“I don’t need to stop caring. I need to stop letting pressure run the process.”
If Perfectionism Has Been With You for a Long Time
You might already know what it’s like to:
set high standards and still feel unsatisfied
delay finishing because it could be better
look back at your work and focus on what you missed
feel tense even after doing something well
When perfectionism has been part of how you operate for a long time, it can feel like it’s just who you are — or what keeps you responsible and capable.
But growth doesn’t mean losing what matters to you.
It means changing how much pressure is involved.
Growth Isn’t About Caring Less
A common fear is:
“If I let go of perfectionism, I’ll stop caring or my quality will drop.”
But growth with perfectionism doesn’t come from caring less.
It comes from:
caring without fear
working without constant tension
allowing progress without punishment
Your values don’t disappear when pressure softens.
They become easier to live by.
Why Perfectionism Loses Its Grip Over Time
When perfectionism shows up and you respond with awareness instead of compliance, your system learns something new:
“I can care without being on edge.”
Each time you:
notice the pressure
choose “complete enough”
stop without rechecking one more time
tolerate mild discomfort instead of perfect certainty
You teach your nervous system that imperfection is survivable.

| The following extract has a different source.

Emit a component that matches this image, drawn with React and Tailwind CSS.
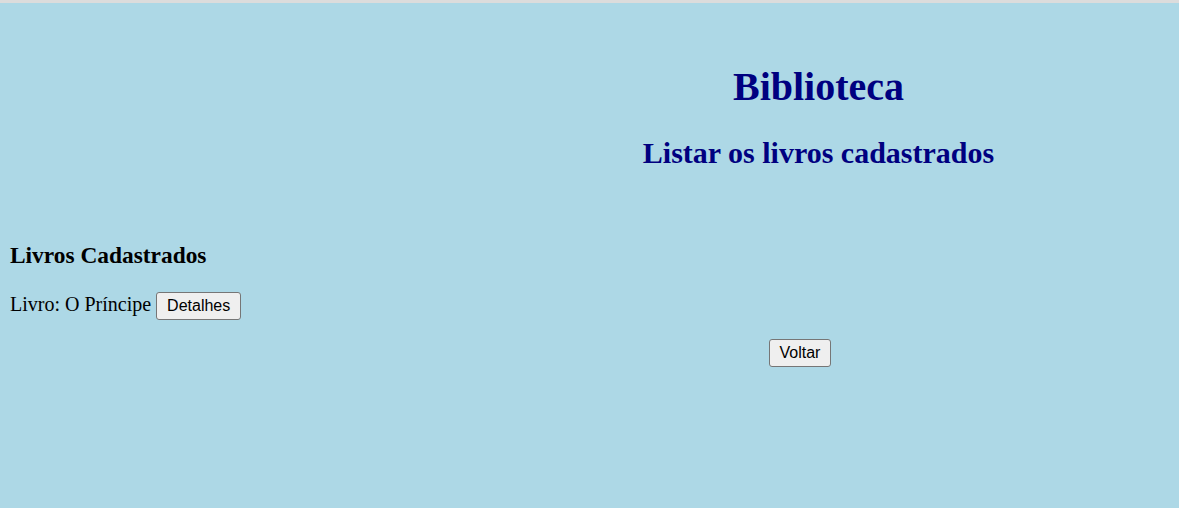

That learning accumulates.
What Growth Actually Looks Like Day to Day
Growth with perfectionism is often subtle.
It can look like:
finishing sooner than you used to
sharing work before it feels fully ready
noticing the urge to fix without acting on it
feeling mild discomfort — and continuing anyway
trusting that your effort is enough
These moments may not feel dramatic.
But they are rewiring how safety and performance relate.

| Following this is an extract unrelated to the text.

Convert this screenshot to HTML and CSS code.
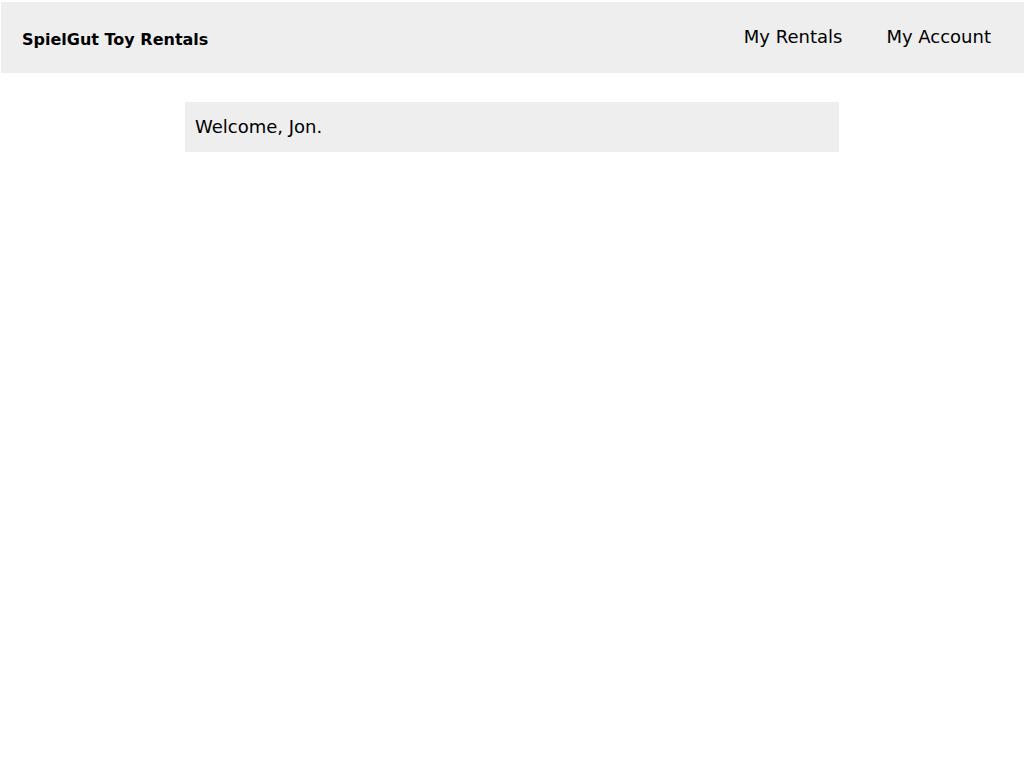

Awareness Is the Habit You’re Building
The habit isn’t flawlessness.
The habit is awareness.
Each time you notice:
“I’m tightening again.”
“This is pressure, not necessity.”
“I can stop here.”
You interrupt the automatic loop that keeps perfectionism in charge.
That interruption is growth.
When Perfectionism Comes Back
Perfectionism may still appear — especially when things matter, deadlines loom, or you feel seen.
That doesn’t undo your progress.
Each return is another opportunity to practice:
stopping sooner
choosing trust over control
allowing “good enough” to be enough
You’re not starting over.
You’re reinforcing the same skill.
This Is How Confidence Quietly Builds
Over time, you may notice:
less tension while working
more satisfaction after finishing
fewer delays caused by fear
greater trust in your own judgment
Not because your standards dropped —
but because your relationship to them changed.
That’s confidence rooted in trust, not pressure.
You Don’t Have to Be Perfect to Move Forward
There’s no finish line where perfectionism disappears forever.
There’s just a growing ability to:
notice pressure sooner
respond with steadiness
let your values guide you — without fear driving the wheel
That’s real growth.
And it happens one choice at a time.